I don’t know who will give up their ghost for the maturing Mockingjay. She is weary and determined. She is threatening to go rogue in her pursuit of the capital. She and President Alma Coin (Julienne Moore) don’t see eye to eye. All Katniss sees is revenge, dead-Snow, murder.

“Part 2” goes places the first doesn’t. Most importantly, there’s more Katniss. I felt “Part 1” lacked personal Katniss, sacrificing her as a central character to expand the world of Panem and the Coin’s ideology. I guess it’s fair to admit I have a huge crush on Katniss.

In the finale, we get more Panem and more Katniss. She isn’t just the Mockingjay symbol shooting propaganda clips. She holds the arrow that has as much Panem destiny as President Snow and President Coin. Although, there are only so many ways this can fly, and I can see what’s coming.

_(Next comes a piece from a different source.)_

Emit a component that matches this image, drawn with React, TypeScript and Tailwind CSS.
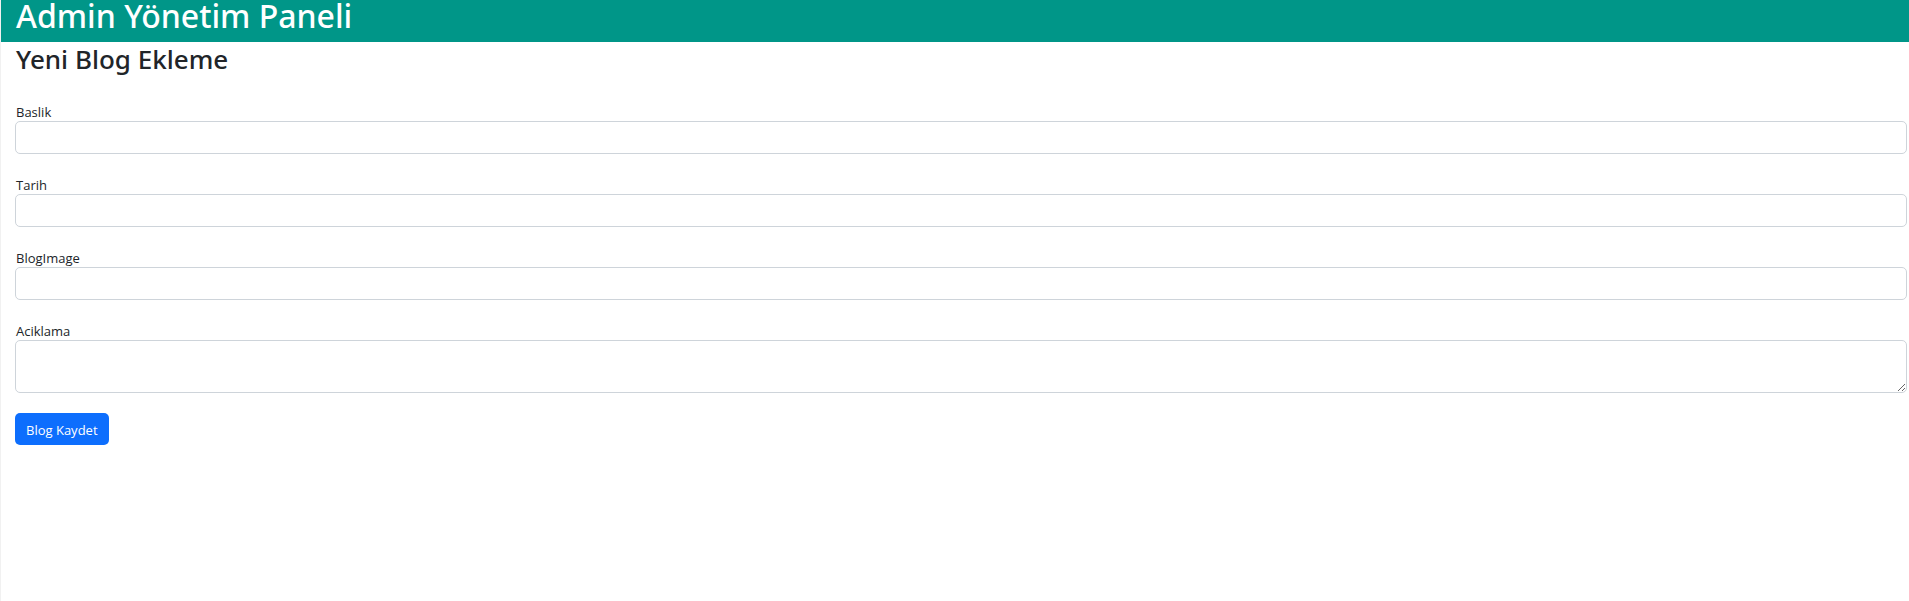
import type { ReactNode } from "react";

const control =
  "block w-full rounded-[5px] border border-[#ced4da] bg-white px-3 text-sm text-[#212529] outline-none focus:border-[#86b7fe]";

function Field({ id, label, children }: { id: string; label: string; children: ReactNode }) {
  return (
    <div>
      <label htmlFor={id} className="block pt-1 pl-px text-[13px] leading-[17px]">
        {label}
      </label>
      {children}
    </div>
  );
}

const textFields = ["Baslik", "Tarih", "BlogImage"];

export default function App() {
  return (
    <div className="min-h-screen border-l border-[#f1f1f1] bg-white font-['Open_Sans',sans-serif] text-[#212529]">
      <header className="bg-[#009688] px-[15px] pb-2.5">
        <h1 className="font-['Noto_Sans',sans-serif] text-[32px] leading-8 font-medium text-white">
          Admin Yönetim Paneli
        </h1>
      </header>
      <main className="pr-0.5 pl-3.5">
        <h2 className="pl-px font-['Noto_Sans',sans-serif] text-[26px] leading-[34px] font-medium">
          Yeni Blog Ekleme
        </h2>
        <form className="mt-6" onSubmit={(event) => event.preventDefault()}>
          <div className="flex flex-col gap-[19px]">
            {textFields.map((name) => (
              <Field key={name} id={name} label={name}>
                <input id={name} name={name} type="text" className={`${control} h-[33px]`} />
              </Field>
            ))}
            <Field id="Aciklama" label="Aciklama">
              <textarea id="Aciklama" name="Aciklama" className={`${control} h-[53px] resize-y py-1.5`} />
            </Field>
          </div>
          <button
            type="submit"
            className="mt-5 h-8 rounded-[5px] bg-[#0d6efd] px-[11px] pt-0.5 text-[13px] leading-5 text-white hover:bg-[#0b5ed7]"
          >
            Blog Kaydet
          </button>
        </form>
      </main>
    </div>
  );
}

We get more enemies, more death traps, and a few easy-to-call plot-twists. We get more blood, more brutality, more tough decisions with no right answers. Even when I see the arrow coming, my heart punches my chest until Katniss lets the final twist fly.

We get more Primrose Everdeen (Willow Shields), less Woody Harrelson, and a heroic Finnick Odair (Sam Claflin) who kills so many baddies. We get the late Philip Seymour Hoffman reprising his Plutarch role.

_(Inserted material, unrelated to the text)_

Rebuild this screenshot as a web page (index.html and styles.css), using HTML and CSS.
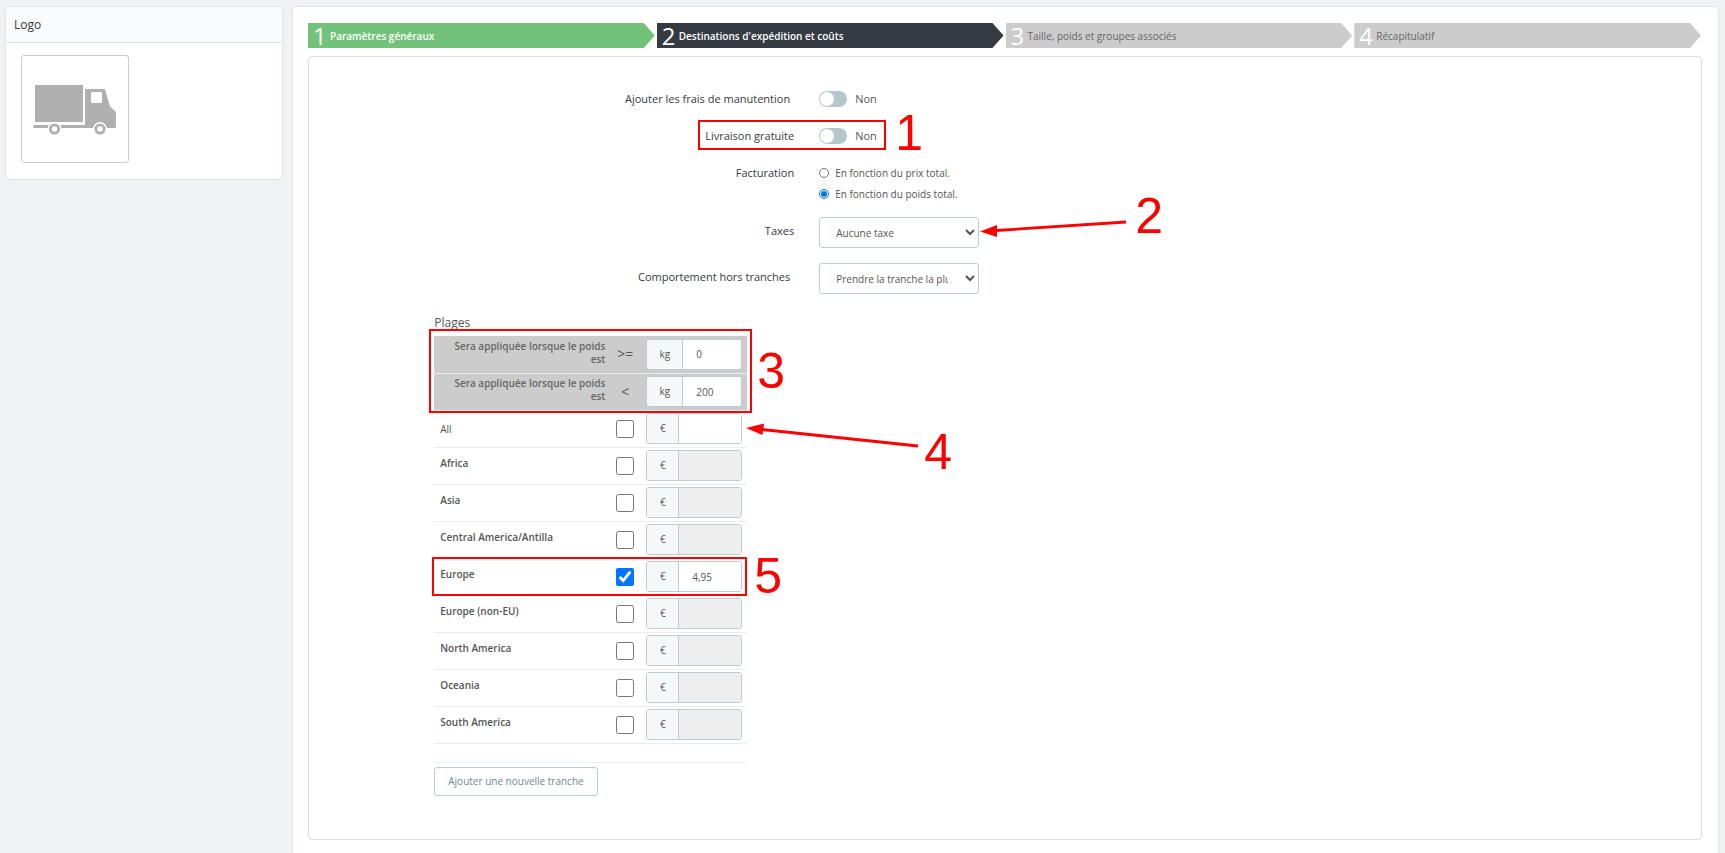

We get more hoorah for democracy, which seems to be Panem’s only saving grace. Although the film glorifies democracy, it points out the corrupt nature of humans and their ability to corrupt the almighty institution.

Katniss is democracy embodied, or at least a highlighter on the clause that says kill whoever stands in the way of a new Panem. She isn’t as loud as President Coin, whose new-Panem rhetoric becomes questionable.

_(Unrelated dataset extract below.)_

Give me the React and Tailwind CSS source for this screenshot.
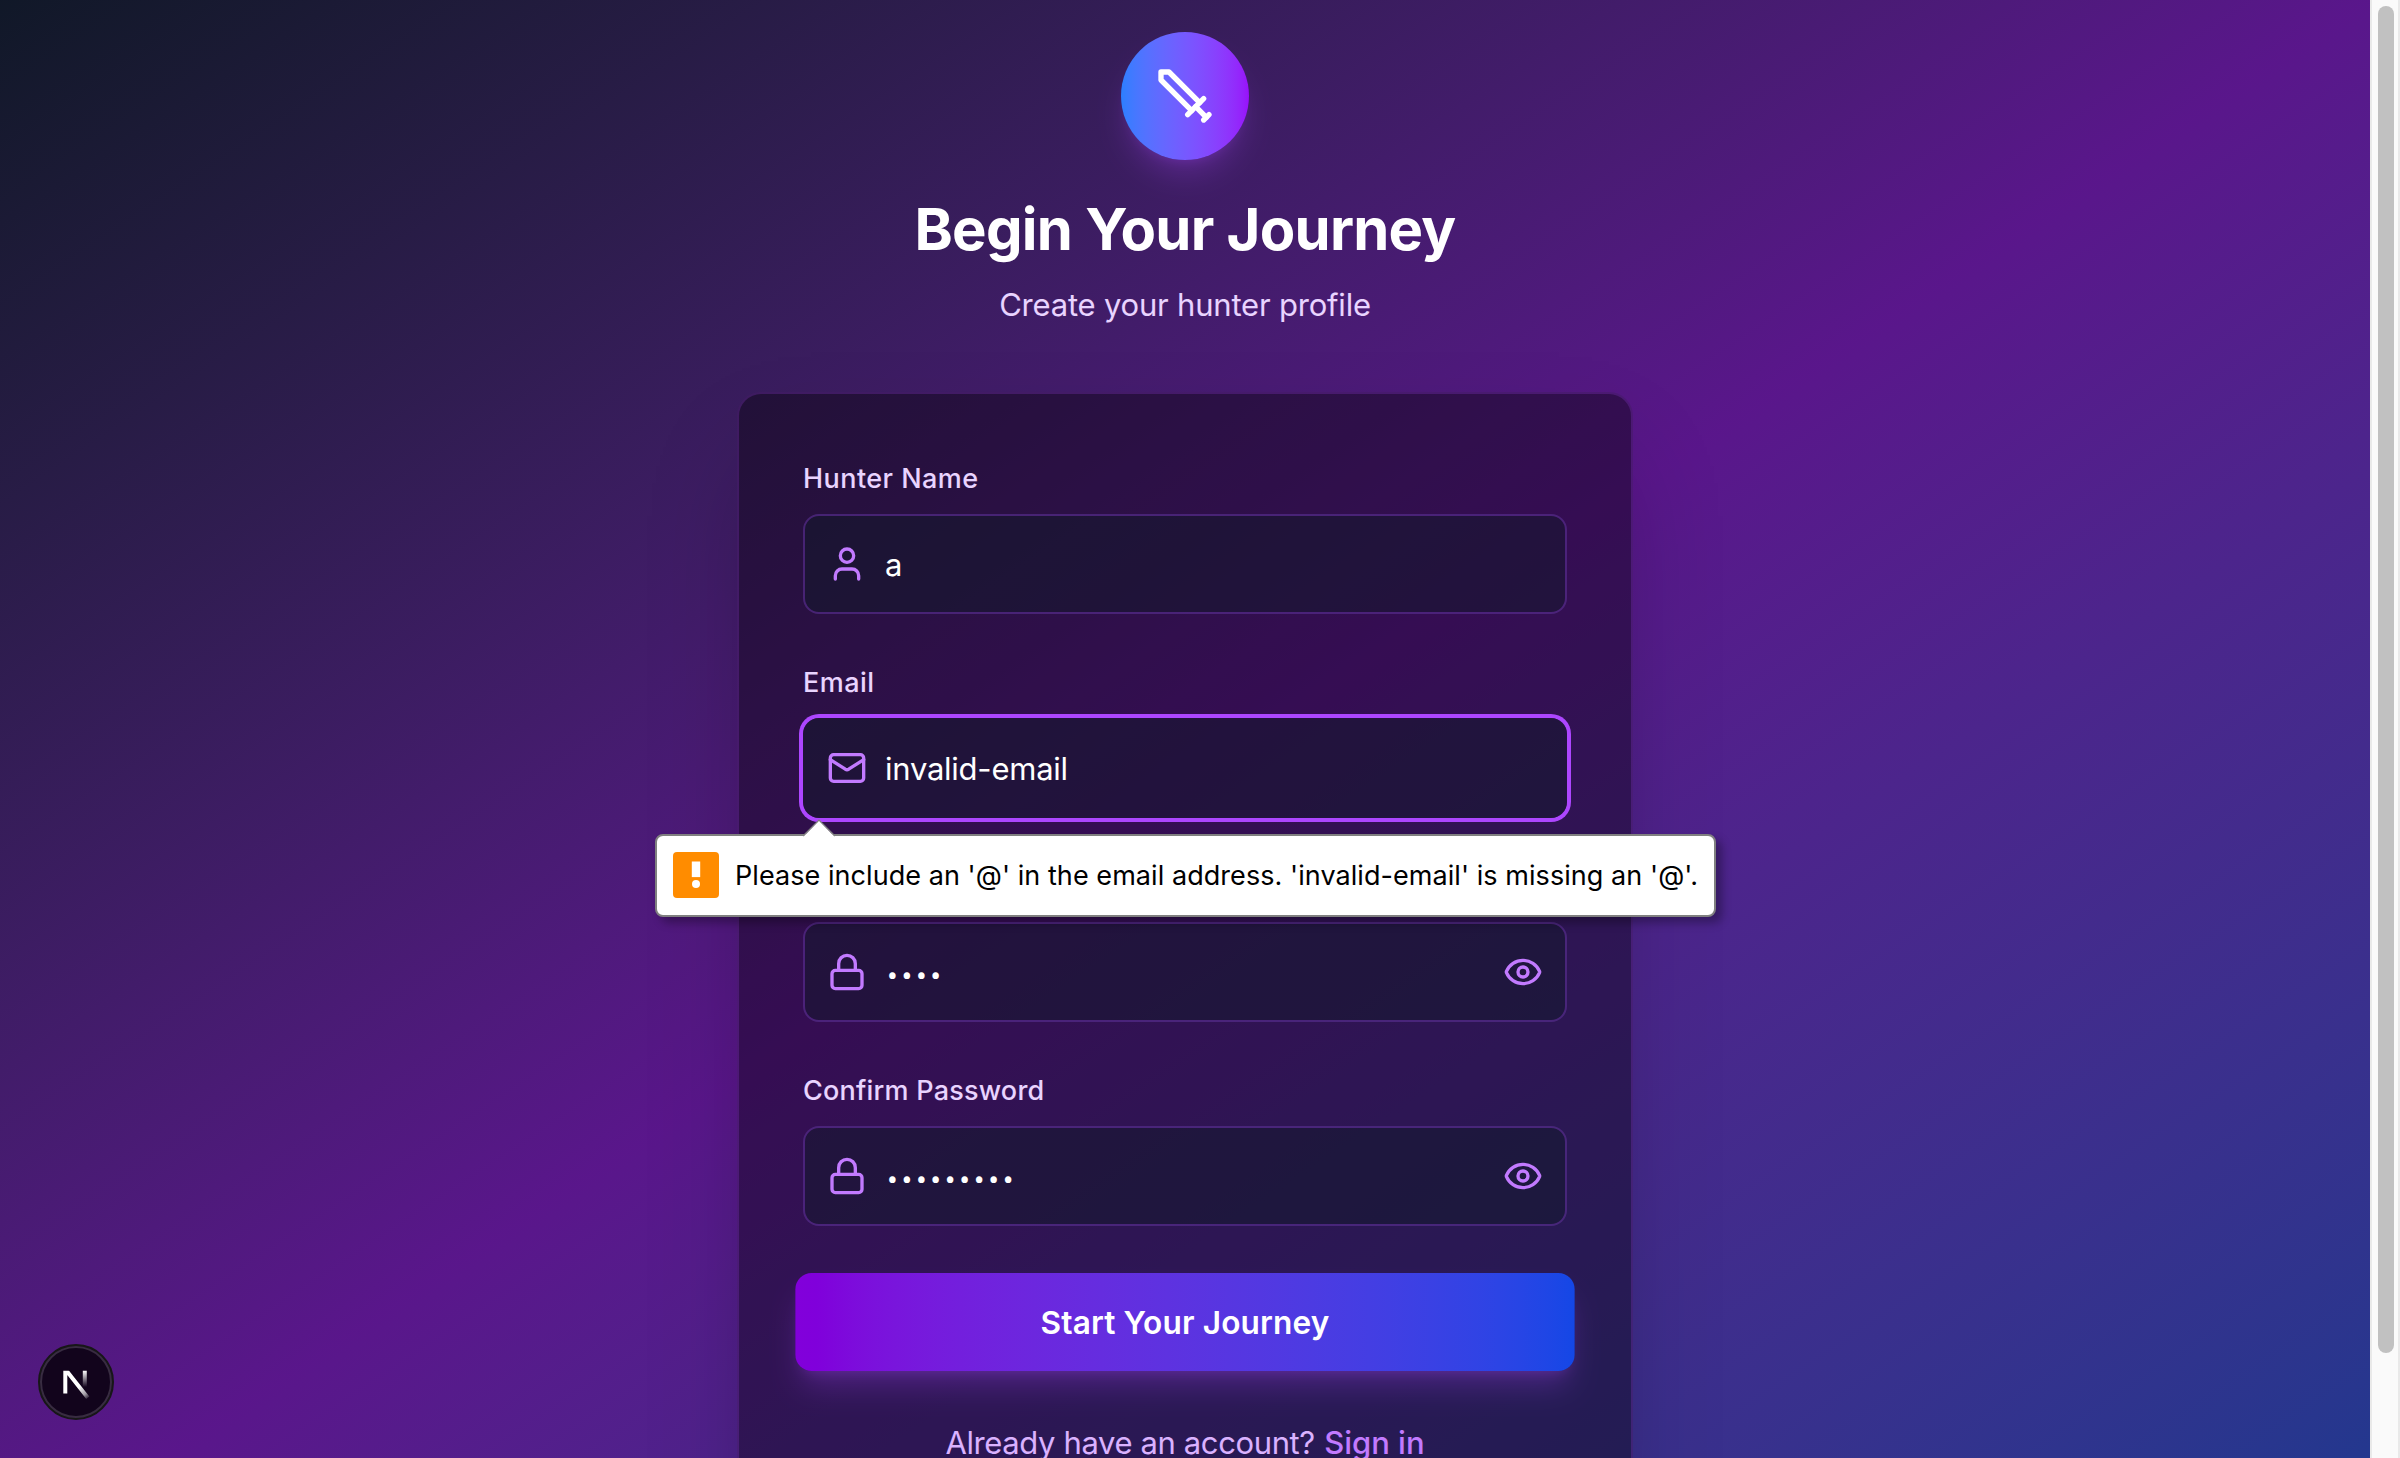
import { Eye, Lock } from "lucide-react";

function SwordIcon() {
  return (
    <svg className="size-16 text-white" viewBox="0 0 24 24" fill="none" stroke="currentColor" strokeWidth="2" strokeLinecap="round" strokeLinejoin="round">
      <polyline points="14.5 17.5 3 6 3 3 6 3 17.5 14.5" />
      <line x1="13" x2="19" y1="19" y2="13" />
      <line x1="16" x2="20" y1="16" y2="20" />
      <line x1="19" x2="21" y1="21" y2="19" />
    </svg>
  );
}

function UserIcon({ className }) {
  return (
    <svg className={className} viewBox="0 0 24 24" fill="none" stroke="currentColor" strokeWidth="2" strokeLinecap="round" strokeLinejoin="round">
      <path d="M19 21v-2a4 4 0 0 0-4-4H9a4 4 0 0 0-4 4v2" />
      <circle cx="12" cy="7" r="4" />
    </svg>
  );
}

function MailIcon({ className }) {
  return (
    <svg className={className} viewBox="0 0 24 24" fill="none" stroke="currentColor" strokeWidth="2" strokeLinecap="round" strokeLinejoin="round">
      <path d="m22 7-8.991 5.727a2 2 0 0 1-2.009 0L2 7" />
      <rect x="2" y="4" width="20" height="16" rx="2" />
    </svg>
  );
}

function Field({ label, labelTracking = "tracking-[0.45px]", icon: Icon, value, secret, focused, children }) {
  return (
    <div>
      <label className={`mb-[15px] block h-[41px] pt-px text-[27px] leading-10 font-medium text-purple-200 ${labelTracking}`}>{label}</label>
      <div
        className={
          focused
            ? "relative flex h-[100px] items-center rounded-2xl bg-gray-900/50 px-6 ring-4 ring-purple-500"
            : "relative flex h-[100px] items-center rounded-2xl border-2 border-purple-500/30 bg-gray-900/50 px-[22px]"
        }
      >
        <Icon className="size-10 shrink-0 text-purple-400" />
        {secret ? (
          <span className="ml-5 flex-1 pt-[7px] font-[Roboto,sans-serif] text-[32px] leading-[48px] tracking-[3.66px] text-white">{value}</span>
        ) : (
          <span className="ml-[18px] flex-1 pt-0.5 text-[31px] leading-[48px] tracking-[-0.24px] text-white">{value}</span>
        )}
        {secret && <Eye className="size-10 shrink-0 text-purple-400" />}
        {children}
      </div>
    </div>
  );
}

function ValidationBubble() {
  return (
    <div className="absolute top-[116px] left-[-148px] z-10 flex h-[83px] w-[1061px] items-center rounded-lg border-2 border-[#808080] bg-white pl-4 shadow-[6px_6px_10px_rgba(0,0,0,0.3)]">
      <svg className="absolute top-[-17px] left-[145px] h-[18px] w-9" viewBox="0 0 36 18">
        <path d="M1 18 L17 1.5 L33 18 Z" fill="#fff" />
        <path d="M1 17 L17 1 L33 17" fill="none" stroke="#808080" strokeWidth="1.2" />
      </svg>
      <svg className="mb-px h-[46px] w-[46px] shrink-0" viewBox="0 0 46 46">
        <rect width="46" height="46" rx="4" fill="#ff8c00" />
        <rect x="18.8" y="9.5" width="8.4" height="15.6" fill="#fff" />
        <circle cx="23" cy="32" r="4" fill="#fff" />
      </svg>
      <span className="ml-4 pt-px text-[27px] whitespace-nowrap tracking-[0.06px] text-black">
        Please include an '@' in the email address. 'invalid-email' is missing an '@'.
      </span>
    </div>
  );
}

function DevBadge() {
  return (
    <div className="absolute bottom-[38px] left-[38px] flex size-[76px] items-center justify-center rounded-full border-2 border-[#171717] bg-[#12041c]">
      <div className="flex size-[72px] shrink-0 items-center justify-center rounded-full border-2 border-[#382c41]">
        <svg className="size-[72px] shrink-0" viewBox="0 0 72 72">
          <defs>
            <linearGradient id="diagonal" gradientUnits="userSpaceOnUse" x1="39" y1="41" x2="49" y2="53">
              <stop stopColor="#fff" />
              <stop offset="0.6" stopColor="#fff" stopOpacity="0.6" />
              <stop offset="1" stopColor="#fff" stopOpacity="0" />
            </linearGradient>
            <linearGradient id="stem" gradientUnits="userSpaceOnUse" x1="0" y1="24.7" x2="0" y2="41">
              <stop stopColor="#fff" />
              <stop offset="1" stopColor="#fff" stopOpacity="0" />
            </linearGradient>
            <clipPath id="mark">
              <rect x="20" y="24.8" width="40" height="40" />
            </clipPath>
          </defs>
          <g clipPath="url(#mark)" fill="none" strokeWidth="4">
            <path d="M47.8 51.8 L25.3 23.2 V47.4" stroke="url(#diagonal)" />
            <path d="M44.8 24 V48" stroke="url(#stem)" />
          </g>
        </svg>
      </div>
    </div>
  );
}

export default function App() {
  return (
    <div className="relative flex h-[1458px] w-[2400px] overflow-hidden font-[Inter,sans-serif]">
      <main className="flex h-[1565px] w-[2370px] shrink-0 justify-center bg-linear-to-br from-gray-900 via-purple-900 to-blue-900 p-8">
        <div className="w-[896px]">
          <header className="mb-16 flex flex-col items-center">
            <div className="mb-[33px] flex size-32 items-center justify-center rounded-full bg-linear-to-r from-blue-500 to-purple-600 shadow-[0_20px_30px_-6px,0_8px_12px_-8px] shadow-purple-500/25">
              <SwordIcon />
            </div>
            <h1 className="mb-4 text-[58px] leading-[72px] font-bold tracking-[-0.74px] text-white">Begin Your Journey</h1>
            <p className="-mb-px text-[31px] leading-[48px] tracking-[-0.2px] text-purple-200">Create your hunter profile</p>
          </header>

          <section className="rounded-3xl border-2 border-purple-500/20 bg-black/40 p-16 shadow-[0_50px_100px_-24px_rgba(0,0,0,0.25)]">
            <form className="flex flex-col gap-12">
              <Field label="Hunter Name" icon={UserIcon} value="a" />
              <Field label="Email" icon={MailIcon} value="invalid-email" focused>
                <ValidationBubble />
              </Field>
              <Field label="Password" icon={Lock} value="••••" secret />
              <Field label="Confirm Password" labelTracking="tracking-[0.22px]" icon={Lock} value="•••••••••" secret />
              <button
                type="button"
                className="h-24 w-full scale-[1.02] rounded-2xl bg-linear-to-r from-purple-700 to-blue-700 pt-0.5 text-[31px] leading-[48px] font-semibold tracking-[0.12px] text-white shadow-[0_20px_30px_-6px,0_8px_12px_-8px] shadow-purple-500/25"
              >
                Start Your Journey
              </button>
            </form>
            <p className="mt-[49px] text-center text-[31px] leading-[48px] tracking-[-0.38px] text-purple-300">
              Already have an account? <span className="ml-px font-medium tracking-normal text-purple-400">Sign in</span>
            </p>
          </section>
        </div>
      </main>

      <aside className="flex w-[30px] shrink-0 justify-center border-x-2 border-[#e9e9e9] bg-[#fafafa] pt-1.5">
        <div className="ml-0.5 h-[1347px] w-4 rounded-full bg-[#c1c1c1]" />
      </aside>

      <DevBadge />
    </div>
  );
}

The movie doesn’t pretend the lines between right and wrong are clear. That’s refreshing.

A couple of my friends point out that Jennifer Lawrence is a horrible actress. I’m not saying the “Hunger Games” saga has produced any award-worthy acting, but I’ve always thought Lawrence has done fine.

I’m pretty sure that after three flicks, whatever you think of the acting (I’d call it pleasantly, appropriately mediocre) will remain the same for the finale. The dialogue is witty and fun at times, lovey-dovey and Panem-typical at others. That’s to say, the dystopia is losing its surprise and becoming flat with its stereotypes.

Not only do many actors reprise their roles, Francis Lawrence returns to direct his third “Hunger Games” movie. Writers Peter Craig and Danny Strong return, both of whom worked on the first “Mockingjay” screenplay.

“Hunger Games” pro Jo Willems returns as the director of photography, making this finale look beautiful, hopeless, fast and threatening. In the sewers he creeps with quiet claustrophobia, and when bombs fall, tragic hysteria. He knows where to move the camera, and how fast.

The film has that dark-underground blue of “Mockingjay 1,” contrasted by the dusty, concrete-grey of crumbling Panem, contrasted by the architecturally profound capital. Like the others, this flick can be split into chapters – Katniss with Coin and the resistance, Katniss and gang trekking across the districts, and Katniss in the heart of the capital. Along with Peeta, Gale is close with Katniss through the chapters, so the love-triangle is real.

However, let’s get back into scene. A man gasps and another young boy screams “holy shit.” Sitting forward on my theater seat, my arm-hairs are pointy and chills float my spine as Katniss and gang navigate the sewers, followed by faceless mutant zombies called mutts.

In another scene, my eyes are wide, as black tar drowns and swallows a city block, threatening to end Katniss’s journey. I know it won’t kill her, but still, how the hell will they get out of this one?

Then finally, how many must die to these bombs? “Mockingjay1” felt like a setup for war; “Part 2” delivers with war-tragedy.

However, it’s not all danger and revolution. Of all the “Hunger Games,” “Mockingjay 2” might have the cheesiest scenes. They are enough to make the theater “aww” in unison, and get this lone middle-aged man to yell out when Katniss lays a tender one on her lover’s lips.

I won’t spoil the cheese for you, or tell you what comes of the devastated Panem, but watch out for the devastated teen girl, crying in her father’s shirt, wishing that this wasn’t the end of the Hunger Games.